The Government is mulling over the implementation of tax and credit policies aiming to boost domestic automobile assembly and manufacturing industry. Specifically, research is being conducted to adjust the excise tax which does not include the value of domestically produced components in the dutiable value of automobiles or to form a preferential credit package for the automobile and supporting industry. However, these attempts are controversial.
What piques public opinion’s interest is that the possibility of the supporting measures concerned. In other words, it is whether such intent will face opposition from Vietnam’s trading partners which are exporting automobiles and components into the market citing violation of World Trade Organization (WTO) principles and bilateral/multilateral trade agreements.
This problem should be tackled by a review of the more or less similar cases judicialized by WTO.
October 10, 1996, Europe Community (EC), Japan and the United States all requested consultations with Indonesia regarding the country’s “Program 1933” and “National Motor Program 1996.” The first program sought to reduce or cut import tax for automobile components based on localization rate. Meanwhile, the other aimed to provide benefits for domestic auto assemblers, such as exemption from excise duty or import tax if the localization rate was met. Their ultimate objectives were to raise the prices of imported automobiles versus their domestic counterparts.
The plaintiffs believed that the two programs had violated WTO provisions on subsidies and countervailing duties, which severely discriminated between domestic and imported products. The WTO delivered verdicts mostly in favor of the complaints filed by the countries against Indonesia. Finally, Indonesia had to be obliged to accept the judgements and claimed to have issued a new auto policy that fully complies with WTO rulings and recommendations in July 1999.
In March and April 2006, the European Commission, the United States and Canada lodged their complaints to WTO against China’s imposition of measures negatively affects these countries’ auto exports to China. Auto parts used to assemble cars sold in China were taxed on the same level as imported cars, if they were imported in excess of a certain maximum threshold, which was to encourage consumers to buy domestic cars if they used more domestic components. Several other countries including Japan, Australia and Mexico later joined the case.
In September 2008, China appealed WTO decision on the country’s violations. However, the WTO final judgements in December maintained the majority of the previous rulings. In August 2009, China announced the implementation of a new decree that terminated the enactment of previously related auto parts import provisions, and adhered to WTO rulings and recommendations.

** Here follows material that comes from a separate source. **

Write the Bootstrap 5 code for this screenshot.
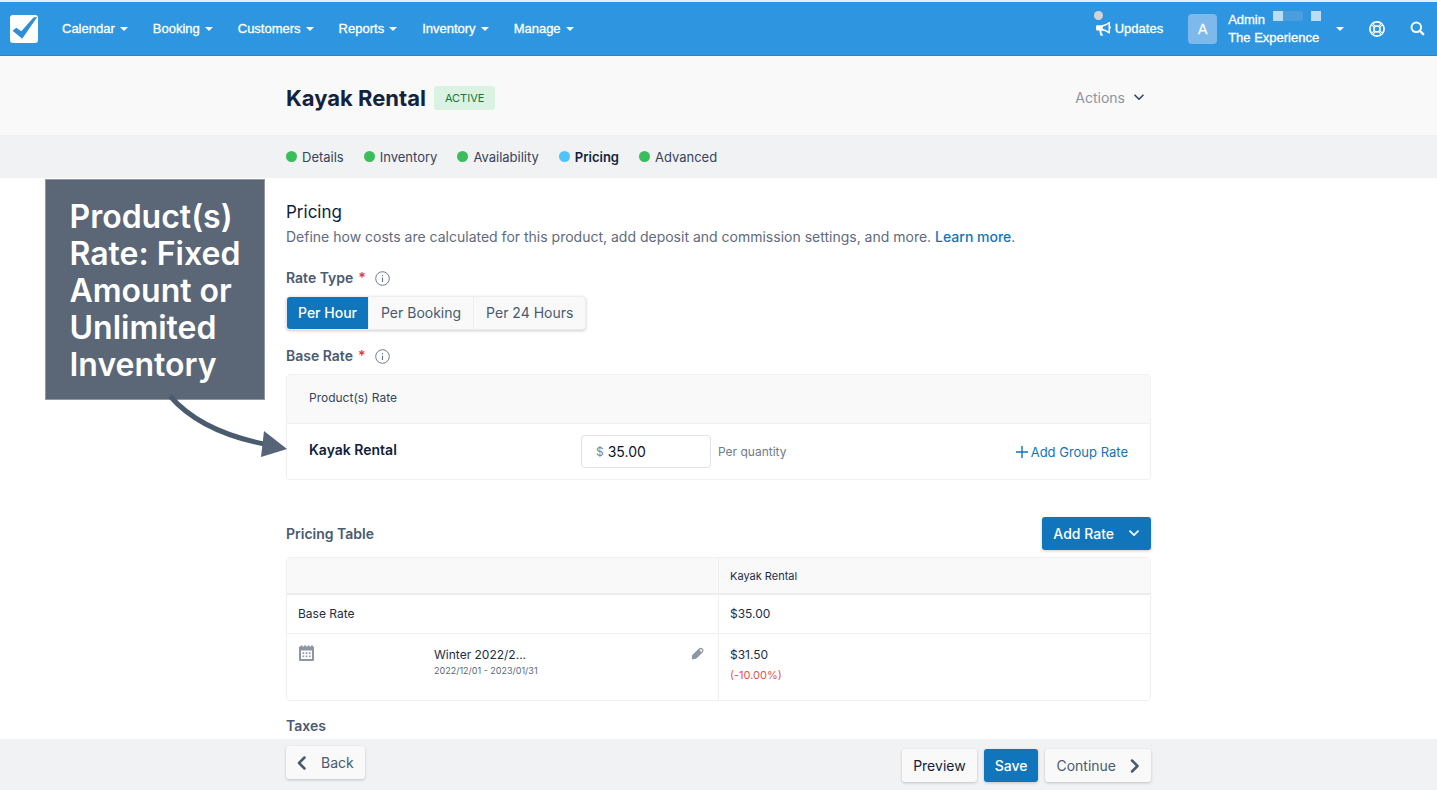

With regard to Vietnam, a failure to include the value of domestically produced parts in the taxable excise prices for cars, or the provision of a preferential credit package is only a variation of the above solutions which is finally to discriminate or raise prices of imported cars, which thus makes domestically produced cars cheaper than imported counterparts.
In principle, such violations against WTO principle of fair treatment may be brought to court by concerned countries. Let’s hope that the size and impact of Vietnam’s policies are in fact too negligible to lodge a complaint against them.
Should we continue the protectionism?
In fact, despite being violations against WTO rulings, protectionist policies, such as localization rate requirements, are still in place in developed countries—Australia, Canada and other European countries, to name but a few.
Now comes this question. Should such protectionist policies in Vietnam in favor of the domestic automobile industry be maintained or modified? It also should make clear that the protectionism for the automobile industry, including the latest attempt, is not entirely new. In fact, many policies and solutions have been proposed and implemented in Vietnam during the past 30 years, including the localization rate policy. And we have already known the results.
Therefore, instead answering the question as to whether automobile industry protection policies should be continued, why not deal with a more practical and immediate question. Why shouldn’t we learn from the past failed attempts to reach a wise decision to end protectionism, lower import taxes and open the domestic market to free competition?
Let’s look at some empirical research results in the world to reinforce the recommendation to end this type of protectionism. Many research projects have indicated the failure of policies on localization rates designed to spur the development of domestic supporting industries, or reduce production and exports of finished products, and reduce the reliance of domestic firms on imported components and accessories(1). The same was applicable to Indonesia, known for her inward-looking economic policies, including the protection for the domestic automobile industry.
The reasons for the failure abound: laws and regulations were poorly enforced; domestic component producers did not have incentives to innovating or improving product quality due to a lack of competition; and domestic carmakers still relied on imported components of high quality but at more expensive prices, which resulted in uncompetitive prices and low domestic consumption and export.
On the contrary, if the domestic auto market is liberalized as soon as possible and non-tariff barriers such as excise tax, which are still in vogue, can be reduced, ASEAN countries in general and Vietnam in particular may be able to significantly increase their investment, consumption, export sales, employment rate and GDP by 2025(2).